Friday, August 23, 2002
 
Something wot I wrote in an e-mail re r&b/hip hop's image, plus some music-related thoughts:

I think what was (and I use the past tense semi-deliberately) interesting about the Hype Williams era of R&B/hip hop (aka the Timbaland era) was how certain "objectively bad" tendencies were turned into attractions and selling points. The apotheosis was the video clip for Missy's "She's A Bitch" - basically taking "soulless" and "gaudy" and turning them into a robo-apocalypse; "try hard" was no longer a diss because Missy and Hype in one stroke rendered trying hard the point of the game, and made it seem effortless (and consequently everything else seem half-hearted).

The problem is that the bar can only be pushed so far - I haven't yet seen a video which surpasses "She's A Bitch" in that regard, in fact if anything Williams has consciously retreated from the edge - and now R&B/hip hop lives in the shadow of itself ideologically, tenting itself within the brilliance of past excesses, but in the process sacrificing the brilliance and leaving only the excess... and it's a safe and familiar form of excess anyway, a much more identifiable take on living large with far less space robot suits per low-cut dresses.

I'm only talking about the image/aura side of the music here, but I guess it sort of applies to the music as well - Sterling made the point some time last year that a progression in an aesthetic is not the same thing as an aesthetic of progress. With the ideas tap drying up production-wise, and audiences and artists both seeming to tire of heavily narrative-based songs (recent R&B's secret weapon) R&B artists and producers are casting around for other ideas, eg. the worthiness of Alicia Keys, the trad-chanteuse pleasantness of Ashanti, the unchallenging-but-satisfying simulacrum-funk of all the recent Neptunes productions. It's probably healthy for the scene in a broad sense, but without the unity of purpose R&B feel less exciting than it has in years, pretty much returning it to where it was circa 95-96 - ie. heaps of great music as usual, but no meta-context to render it urgent and key.

Again it's a bit of a retreat from the edge: the music still sounds succulent and pearly-pert, but with little of the dangerous oddity of the past few years. Again, its "excess" is pasteurised and homogenised, relying on an intimate understanding in order to discern all the circular babysteps being taken. R&B needs to be more outrageous again, not via immorality but by a commitment to the shock of the new, which need not be connected to sheer technical proficiency - my favourite R&B track this year has in fact been decidedly retro, but the charismatic over-performance and quasi-bootleg approach of Latrelle's Bowie-sampling "Dirty Girl (Remix)" achieves the same level of disorientation and wonder that we love getting from Timbaland productions. It's without a doubt the most excessive R&B track of 2002 so far.

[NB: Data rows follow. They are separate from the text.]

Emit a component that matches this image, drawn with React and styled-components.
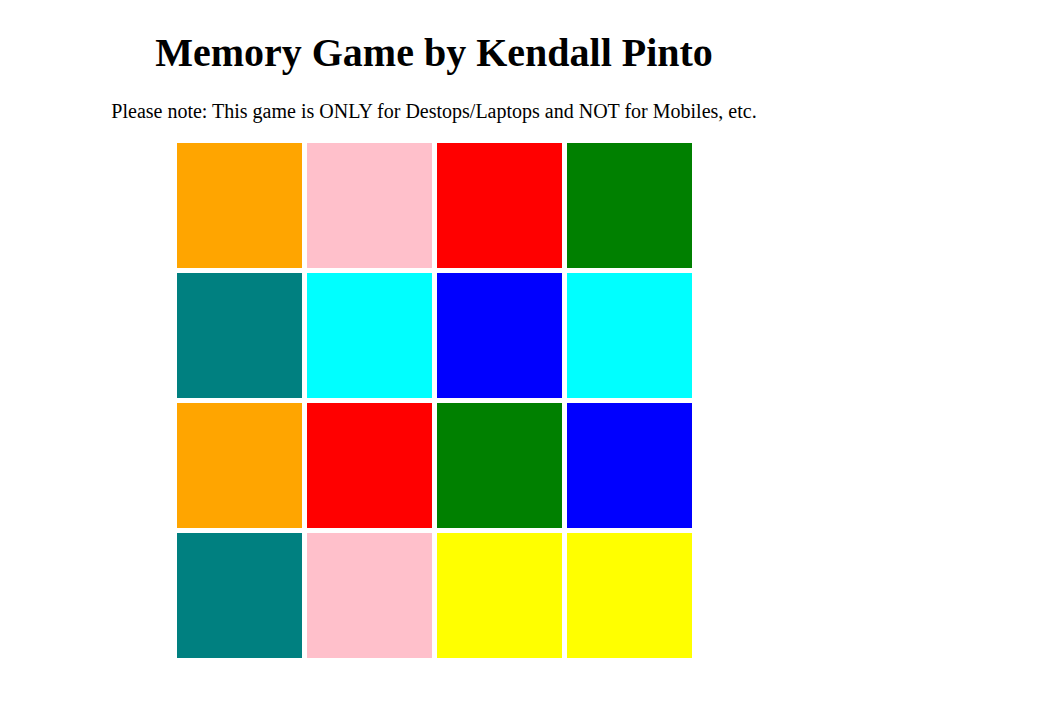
import * as React from "react";
import styled, { createGlobalStyle } from "styled-components";

const GlobalStyle = createGlobalStyle`
  body {
    margin: 8px;
    background: #ffffff;
    font-family: "Liberation Serif", "Times New Roman", serif;
    color: #000000;
  }
`;

const Page = styled.div`
  width: 852px;
  display: flex;
  flex-direction: column;
  align-items: center;
`;

const Title = styled.h1`
  margin: 22px 0 0;
  font-size: 40px;
  font-weight: bold;
  line-height: 46px;
`;

const Note = styled.p`
  margin: 24px 0 0;
  font-size: 20px;
  line-height: 23px;
`;

const Board = styled.div`
  margin-top: 20px;
  display: grid;
  grid-template-columns: repeat(4, 125px);
  grid-auto-rows: 125px;
  gap: 5px;
`;

const Tile = styled.div`
  background: ${(p) => p.color};
`;

// colour layout of the board, row by row
const tiles = [
  "orange", "pink", "red", "green",
  "teal", "cyan", "blue", "cyan",
  "orange", "red", "green", "blue",
  "teal", "pink", "yellow", "yellow",
];

export default function App() {
  return (
    <Page>
      <GlobalStyle />
      <Title>Memory Game by Kendall Pinto</Title>
      <Note>Please note: This game is ONLY for Destops/Laptops and NOT for Mobiles, etc.</Note>
      <Board>
        {tiles.map((c, i) => (
          <Tile key={i} color={c} />
        ))}
      </Board>
    </Page>
  );
}
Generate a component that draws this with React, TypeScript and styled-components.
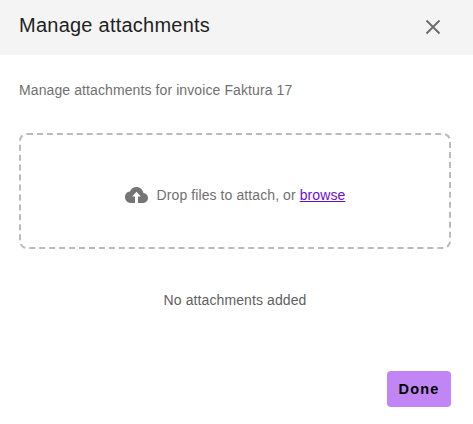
import React from "react";
import styled, { createGlobalStyle } from "styled-components";

const GlobalStyle = createGlobalStyle`
  html, body {
    margin: 0;
    padding: 0;
    background: #fff;
    font-family: "Liberation Sans", Arial, sans-serif;
  }
`;

const Modal = styled.div`
  width: 473px;
  height: 424px;
  display: flex;
  flex-direction: column;
  overflow: hidden;
`;

const Header = styled.div`
  height: 55px;
  background-color: #f4f4f4;
  display: flex;
  justify-content: space-between;
  align-items: flex-start;
  padding: 0 32px 0 19px;
`;

const Title = styled.h2`
  margin: 13px 0 0;
  font-size: 20px;
  line-height: 24px;
  font-weight: 400;
  letter-spacing: 0.24px;
  color: #1f1f1f;
`;

const CloseButton = styled.button`
  margin-top: 19px;
  padding: 0;
  width: 16px;
  height: 16px;
  border: none;
  background: none;
  display: flex;
  color: #6e6e6e;
`;

const Body = styled.div`
  flex: 1;
  display: flex;
  flex-direction: column;
  padding: 27px 22px 17px 19px;
`;

const Description = styled.p`
  margin: 0;
  font-size: 14px;
  line-height: 16px;
  letter-spacing: 0.1px;
  color: #707070;
`;

const DropZone = styled.div`
  margin-top: 35px;
  height: 116px;
  box-sizing: border-box;
  border: 2px dashed #bbbbbb;
  border-radius: 8px;
  padding-top: 8px;
  display: flex;
  align-items: center;
  justify-content: center;
  gap: 9px;
  font-size: 14px;
  letter-spacing: 0.09px;
  color: #707070;
`;

const BrowseLink = styled.a`
  color: #6a0dd8;
  text-decoration: underline;
`;

const EmptyText = styled.p`
  margin: 43px 0 0;
  font-size: 14px;
  line-height: 16px;
  letter-spacing: 0.1px;
  color: #5f5f5f;
  text-align: center;
`;

const Footer = styled.div`
  margin-top: auto;
  display: flex;
  justify-content: flex-end;
`;

const DoneButton = styled.button`
  width: 64px;
  height: 36px;
  border: none;
  border-radius: 4px;
  background-color: #c285f5;
  color: #000;
  font-family: inherit;
  font-size: 14.5px;
  font-weight: 700;
  letter-spacing: 1.2px;
  padding: 0;
`;

const CloseIcon = () => (
  <svg width="16" height="16" viewBox="0 0 16 16" fill="none" stroke="currentColor" strokeWidth="2">
    <path d="M1.5 1.5 14.5 14.5M14.5 1.5 1.5 14.5" />
  </svg>
);

const CloudIcon = () => (
  <svg width="23" height="16" viewBox="0 0 23 16">
    <path
      fill="#757575"
      d="M11.500 0C8.400 0 5.900 1.800 4.900 4.600 2.100 4.900 0 7.200 0 10.100 0 13.300 2.600 16 5.600 16H18c2.800 0 5-2.300 5-5 0-2.700-2-4.800-4.600-5C17.700 2.600 14.900 0 11.500 0Z"
    />
    <path fill="#fff" d="M11.500 4.800 15.800 9.500H13V16H10V9.500H7.200Z" />
  </svg>
);

export default function App() {
  return (
    <Modal>
      <GlobalStyle />
      <Header>
        <Title>Manage attachments</Title>
        <CloseButton aria-label="Close">
          <CloseIcon />
        </CloseButton>
      </Header>
      <Body>
        <Description>Manage attachments for invoice Faktura 17</Description>
        <DropZone>
          <CloudIcon />
          <span>
            Drop files to attach, or <BrowseLink href="#">browse</BrowseLink>
          </span>
        </DropZone>
        <EmptyText>No attachments added</EmptyText>
        <Footer>
          <DoneButton>Done</DoneButton>
        </Footer>
      </Body>
    </Modal>
  );
}
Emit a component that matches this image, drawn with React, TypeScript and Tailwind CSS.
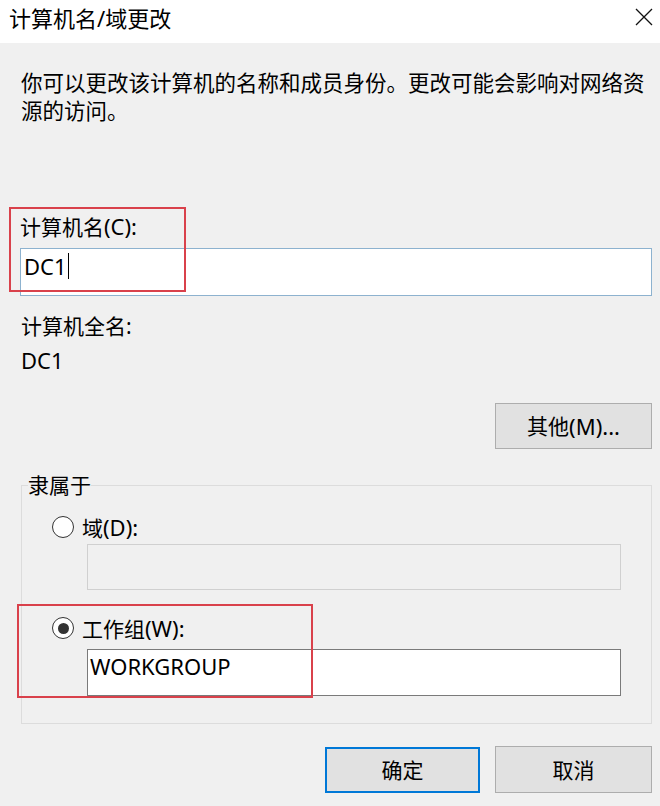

Hip hop's a tougher kettle of fish to deal with - one of the problems being that, Nelly excepted, very few major players seem to have even released anything this year. The only new thing I can discern is the neo-classicism of The Blueprint catching on with tracks like Cam'ron's "Oh Boy" and Styles P's "I Get High" - the results are much better than I would have expected, thankfully. It will be interesting to see meanwhile if the brutalist minimalism of Clipse's "Grindin'" starts a few fires as well.